Coco joins me in the sun room. (Don’t tell Coco, but Bela’s other dog, Mick Jagger, is my favorite. He lives up to his legendary name.)

But there’s also a little known secret about Bela’s place. The smiling young woman, Teresa, who just served me my breakfast is also the most masterful masseuse I’ve yet to encounter, with the hands of an angel….a very strong angel.  A ninety minute massage will set you back just under 500 pesos. That’s twenty-five bucks. For ninety minutes. A ninety minute massage costing four times that back in the US would be a bargain. The word I used to describe her massage was “transcendental.” I got up from the massage table after my first massage, turned and asked,”¿Otro mañana?” Si, same time, same place.

So why would one dedicate an entire blog post to a three night stay in one Bed and Breakfast? Well, Anais Nin said best, “We write to taste life twice, in the moment and in retrospect.” And Bela’s B&B is a place I’d like to taste over and over again…

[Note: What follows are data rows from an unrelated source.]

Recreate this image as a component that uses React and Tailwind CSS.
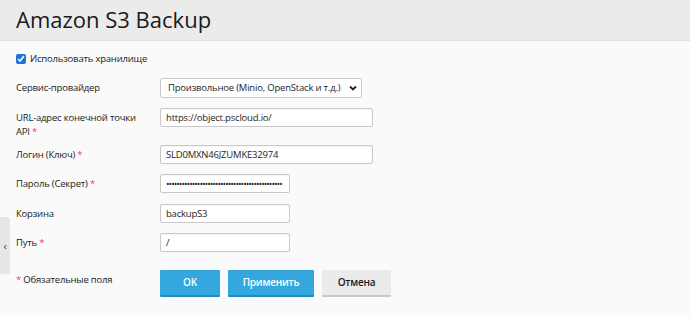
import React from "react";

const font = { fontFamily: '"Open Sans", "Noto Sans", sans-serif' };

function Star() {
  return <span className="text-[#e0455e]"> *</span>;
}

function Row({ label, req, top, children, tall }) {
  return (
    <div className={`flex items-start ${top}`}>
      <div className={`w-[144px] shrink-0 pt-[3px] leading-[14px] pr-[16px] ${tall ? "h-[31px]" : ""}`}>
        {label}
        {req && <Star />}
      </div>
      {children}
    </div>
  );
}

const inputCls =
  "h-[19px] border border-[#c8c8c8] rounded-[2px] bg-white px-[5px] text-[9.5px] tracking-[-0.2px] text-[#1e1e1e] outline-none shadow-[inset_0_1px_1px_rgba(0,0,0,0.04)]";

export default function App() {
  return (
    <div className="relative w-[690px] h-[316px] overflow-hidden bg-[#fafafa] text-[9.5px] tracking-[-0.2px] text-[#222]" style={font}>
      <div className="h-[41px] bg-[#ebebeb] border-b border-[#e1e1e1] px-4 flex items-center">
        <h1 className="text-[22px] tracking-normal leading-none text-[#1a1a1a] -mt-[3px]">Amazon S3 Backup</h1>
      </div>

      <div className="px-4">
        <label className="flex items-center mt-[12px] h-[12px]">
          <input type="checkbox" defaultChecked className="w-[10px] h-[10px] m-0 accent-[#1d72d9]" />
          <span className="ml-[4px] leading-[14px]">Использовать хранилище</span>
        </label>

        <Row label="Сервис-провайдер" top="mt-[13px]">
          <div className="relative w-[202px] h-[20px] border border-[#c8c8c8] rounded-[2px] bg-white flex items-center pl-[7px]">
            <span className="text-[9.5px] text-[#1e1e1e] leading-none">Произвольное (Minio, OpenStack и т.д.)</span>
            <svg className="absolute right-[4px] top-[6px]" width="8" height="6" viewBox="0 0 8 6">
              <path d="M1 1.5 L4 4.5 L7 1.5" stroke="#222" strokeWidth="1.8" fill="none" />
            </svg>
          </div>
        </Row>

        <Row label="URL-адрес конечной точки API" req top="mt-[10px]" tall>
          <input className={`${inputCls} w-[213px]`} defaultValue="https://object.pscloud.io/" />
        </Row>

        <Row label="Логин (Ключ)" req top="mt-[6px]">
          <input className={`${inputCls} w-[213px]`} defaultValue="SLD0MXN46JZUMKE32974" />
        </Row>

        <Row label="Пароль (Секрет)" req top="mt-[10px]">
          <input type="password" className={`${inputCls} w-[130px] text-[8px] tracking-[-1px]`} defaultValue="abcdefghijabcdefghijabcdefghijabcdefghijabcde" />
        </Row>

        <Row label="Корзина" top="mt-[11px]">
          <input className={`${inputCls} w-[130px]`} defaultValue="backupS3" />
        </Row>

        <Row label="Путь" req top="mt-[10px]">
          <input className={`${inputCls} w-[130px]`} defaultValue="/" />
        </Row>

        <div className="flex items-start mt-[18px]">
          <div className="w-[144px] shrink-0 pt-[3px] leading-[14px]">
            <span className="text-[#e0455e]">*</span> Обязательные поля
          </div>
          <div className="flex gap-[8px]">
            <button className="w-[60px] h-[27px] bg-[#34a7de] border-b-2 border-[#2488bb] text-white font-semibold text-[10px] rounded-[1px]">
              OK
            </button>
            <button className="w-[86px] h-[27px] bg-[#34a7de] border-b-2 border-[#2488bb] text-white font-semibold text-[10px] rounded-[1px]">
              Применить
            </button>
            <button className="w-[69px] h-[27px] bg-[#ebebeb] border-b-2 border-[#c9c9c9] text-[#1a1a1a] font-semibold text-[10px] rounded-[1px]">
              Отмена
            </button>
          </div>
        </div>
      </div>

      <div className="absolute left-0 top-[217px] w-[10px] h-[57px] bg-[#e6e6e6] rounded-r-[2px] flex items-center justify-center text-[#444] text-[11px] leading-none">
        ‹
      </div>
    </div>
  );
}
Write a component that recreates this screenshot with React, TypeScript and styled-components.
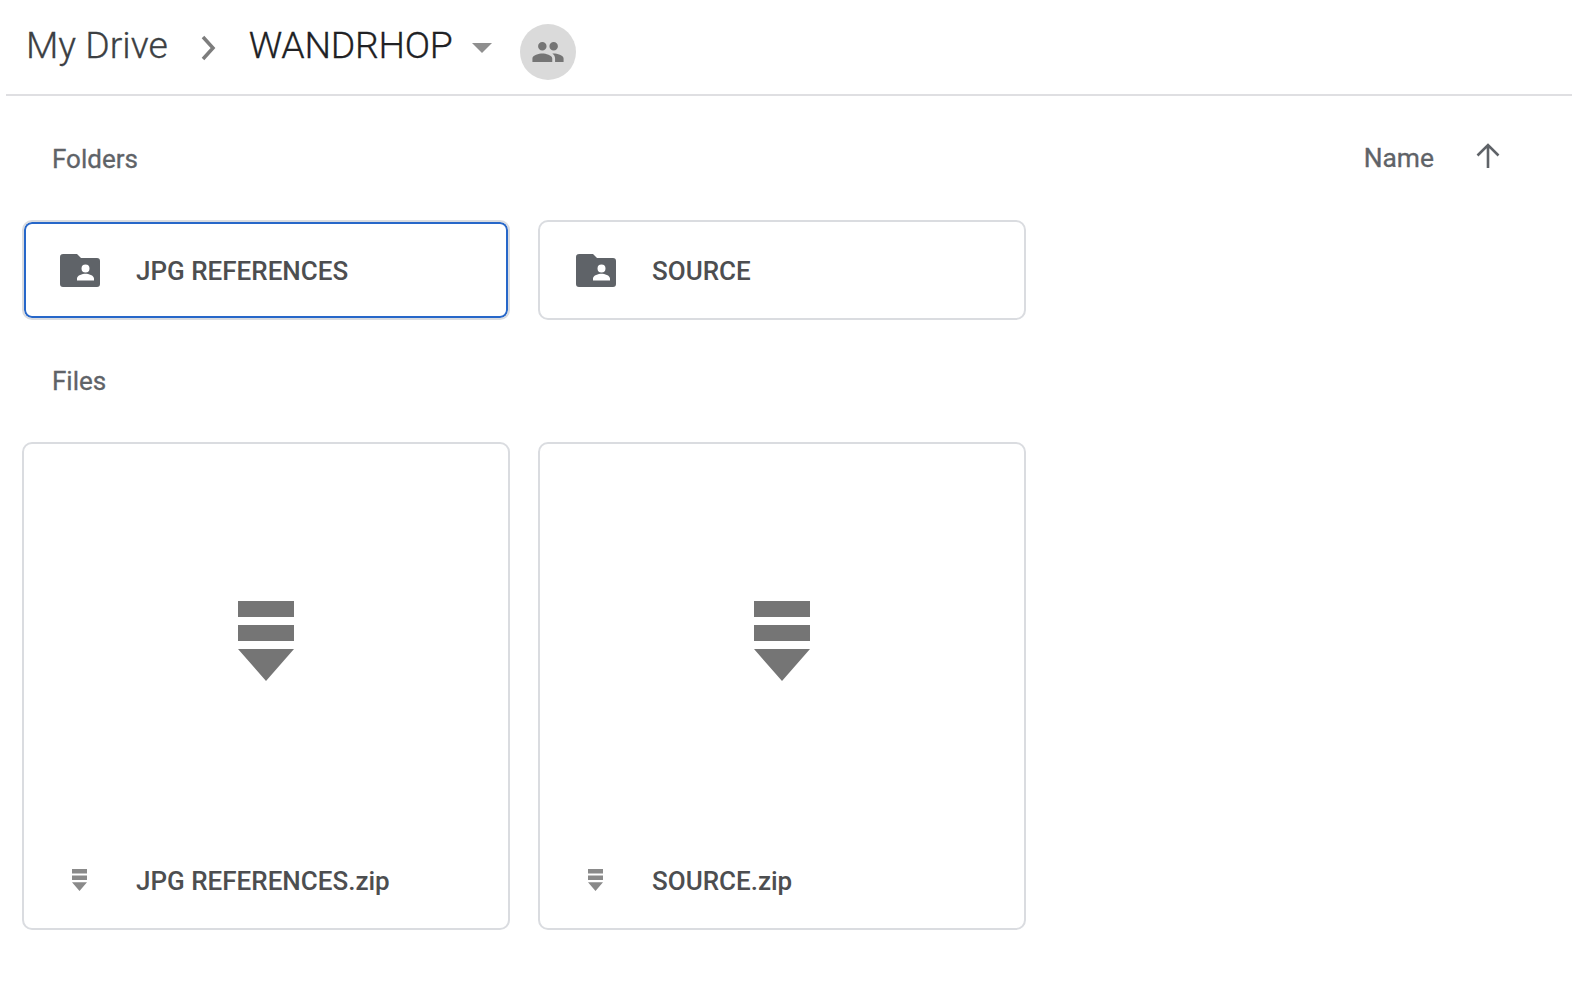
import React from "react";
import styled, { createGlobalStyle } from "styled-components";

const Global = createGlobalStyle`
  html, body { margin: 0; padding: 0; background: #fff; }
  body { font-family: Roboto, "Liberation Sans", sans-serif; }
`;

const Page = styled.div`
  width: 1572px;
  height: 1004px;
  overflow: hidden;
  background: #fff;
`;

const Header = styled.header`
  box-sizing: border-box;
  margin-left: 6px;
  height: 96px;
  border-bottom: 2px solid #dfdfe2;
  display: flex;
  align-items: flex-start;
  padding: 24px 0 0 20px;
`;

const Crumb = styled.span<{ $current?: boolean }>`
  margin-top: -1px;
  font-size: 37.4px;
  line-height: 44px;
  font-weight: 300;
  -webkit-text-stroke: 0.3px currentColor;
  letter-spacing: ${(p) => (p.$current ? "-0.25px" : "0")};
  color: ${(p) => (p.$current ? "#202124" : "#3c4043")};
`;

const Chevron = styled.svg`
  margin: 11px 30px 0 31px;
  flex: none;
`;

const Caret = styled.svg`
  margin: 19px 0 0 19px;
  flex: none;
`;

const SharedBadge = styled.div`
  margin: 0 0 0 28px;
  width: 56px;
  height: 56px;
  border-radius: 50%;
  background: #dadada;
  display: flex;
  align-items: center;
  justify-content: center;
`;

const Content = styled.main`
  padding: 0 0 0 22px;
`;

const SectionHead = styled.div<{ $height: number; $drop?: number; $lift?: number }>`
  box-sizing: border-box;
  height: ${(p) => p.$height}px;
  display: flex;
  justify-content: space-between;
  align-items: center;
  padding: ${(p) => p.$drop ?? 0}px 71px ${(p) => p.$lift ?? 0}px 30px;
`;

const SectionTitle = styled.h2`
  margin: 0;
  font-size: 26px;
  line-height: 32px;
  font-weight: 400;
  -webkit-text-stroke: 0.3px currentColor;
  color: #5f6368;
`;

const Sort = styled.div`
  display: flex;
  align-items: center;
  gap: 41px;
  margin-top: -4px;
`;

const SortLabel = styled.span`
  margin-top: 2px;
  font-size: 26.4px;
  line-height: 32px;
  font-weight: 400;
  -webkit-text-stroke: 0.3px currentColor;
  color: #5f6368;
`;

const SortArrow = styled.svg`
  margin-bottom: 2px;
  flex: none;
`;

const Grid = styled.div`
  display: grid;
  grid-template-columns: repeat(2, 488px);
  gap: 28px;
`;

const FolderCard = styled.div<{ $selected?: boolean }>`
  box-sizing: border-box;
  height: 100px;
  border-radius: 10px;
  display: flex;
  align-items: center;
  padding-left: 36px;
  background: #fff;
  border: 2px solid #dadce0;
  box-shadow: ${(p) => (p.$selected ? "inset 0 0 0 2px #2767c9" : "none")};
`;

const FileCard = styled.div`
  box-sizing: border-box;
  height: 488px;
  border-radius: 10px;
  border: 2px solid #dadce0;
  display: flex;
  flex-direction: column;
  background: #fff;
`;

const Preview = styled.div`
  flex: 1;
  display: flex;
  align-items: center;
  justify-content: center;
  padding-top: 7px;
`;

const Footer = styled.div`
  height: 97px;
  display: flex;
  align-items: center;
  padding-left: 36px;
`;

const IconSlot = styled.div`
  width: 40px;
  display: flex;
  justify-content: center;
  flex: none;
`;

const SmallIconSlot = styled(IconSlot)`
  padding-right: 2px;
  box-sizing: border-box;
`;

const ItemName = styled.span`
  margin: 2px 0 0 36px;
  font-size: 26px;
  line-height: 32px;
  font-weight: 500;
  color: #4d4e50;
`;

const FolderIcon = () => (
  <svg width="40" height="33" viewBox="0 0 40 33">
    <path
      fillRule="evenodd"
      fill="#5f6368"
      d="M3 0h14l4 4h16a3 3 0 0 1 3 3v23a3 3 0 0 1-3 3H3a3 3 0 0 1-3-3V3a3 3 0 0 1 3-3zM29.500 14.500a4 4 0 1 0-8 0a4 4 0 0 0 8 0zM17 26.500h17v-2c0-3.200-5.500-4.800-8.500-4.800s-8.500 1.600-8.500 4.800z"
    />
  </svg>
);

const ArchiveIcon = ({ width, height, fill }: { width: number; height: number; fill: string }) => (
  <svg width={width} height={height} viewBox="0 0 56 80" preserveAspectRatio="none">
    <path fill={fill} d="M0 0h56v16H0zM0 24h56v16H0zM0 48h56L28 80z" />
  </svg>
);

const folders = [
  { name: "JPG REFERENCES", selected: true },
  { name: "SOURCE", selected: false },
];
const files = ["JPG REFERENCES.zip", "SOURCE.zip"];

export default function App() {
  return (
    <Page>
      <Global />
      <Header>
        <Crumb>My Drive</Crumb>
        <Chevron width="20" height="26" viewBox="0 0 20 26">
          <path d="M4 2l10 11L4 24" fill="none" stroke="#7d7d7d" strokeWidth="3.500" />
        </Chevron>
        <Crumb $current>WANDRHOP</Crumb>
        <Caret width="20" height="10" viewBox="0 0 20 10">
          <path d="M0 0h20L10 10z" fill="#8f8f8f" />
        </Caret>
        <SharedBadge>
          <svg width="34" height="34" viewBox="0 0 24 24">
            <path
              fill="#757575"
              d="M16 11c1.660 0 2.990-1.340 2.990-3S17.660 5 16 5s-3 1.340-3 3 1.340 3 3 3zm-8 0c1.660 0 2.990-1.340 2.990-3S9.660 5 8 5 5 6.340 5 8s1.340 3 3 3zm0 2c-2.330 0-7 1.170-7 3.500V19h14v-2.500c0-2.330-4.670-3.500-7-3.500zm8 0c-.290 0-.620.020-.970.050 1.160.840 1.970 1.970 1.970 3.450V19h6v-2.500c0-2.330-4.670-3.500-7-3.500z"
            />
          </svg>
        </SharedBadge>
      </Header>
      <Content>
        <SectionHead $height={124} $drop={2}>
          <SectionTitle>Folders</SectionTitle>
          <Sort>
            <SortLabel>Name</SortLabel>
            <SortArrow width="26" height="26" viewBox="0 0 26 26">
              <path d="M13 25V2M2.500 12.500L13 2l10.500 10.500" fill="none" stroke="#5f6368" strokeWidth="2.600" />
            </SortArrow>
          </Sort>
        </SectionHead>
        <Grid>
          {folders.map((f) => (
            <FolderCard key={f.name} $selected={f.selected}>
              <IconSlot>
                <FolderIcon />
              </IconSlot>
              <ItemName>{f.name}</ItemName>
            </FolderCard>
          ))}
        </Grid>
        <SectionHead $height={122} $lift={1}>
          <SectionTitle>Files</SectionTitle>
        </SectionHead>
        <Grid>
          {files.map((f) => (
            <FileCard key={f}>
              <Preview>
                <ArchiveIcon width={56} height={80} fill="#757575" />
              </Preview>
              <Footer>
                <SmallIconSlot>
                  <ArchiveIcon width={15} height={22} fill="#8a8a8a" />
                </SmallIconSlot>
                <ItemName>{f}</ItemName>
              </Footer>
            </FileCard>
          ))}
        </Grid>
      </Content>
    </Page>
  );
}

10 thoughts on “Reason Enough to Return to San Cristobal de las Casas

    • Thanks, Ed. As a farmer’s daughter, I actually knew that, but my fingers didn’t. 😉 Hop on the train…it’s heading further south!

  1. Oh, my word. Or, in this case, *your* words. And photos. What a lovely juxtaposition of the colorful modern tin wall mural against the colorful historic Cathedral of San Cristobal de las Casas!

    Bela’s B&B in San Cristobal? The courtyard, the food, the massage:::sigh:::you are my travelin’ wanderin’ heroine. Absolutely.

  2. I am so sorry that we didn’t take the time to visit Chiapas when we lived in Mexico. San Cristobal looks fascinating. I am putting this post into my Pinterest file. Thanks Suzanne!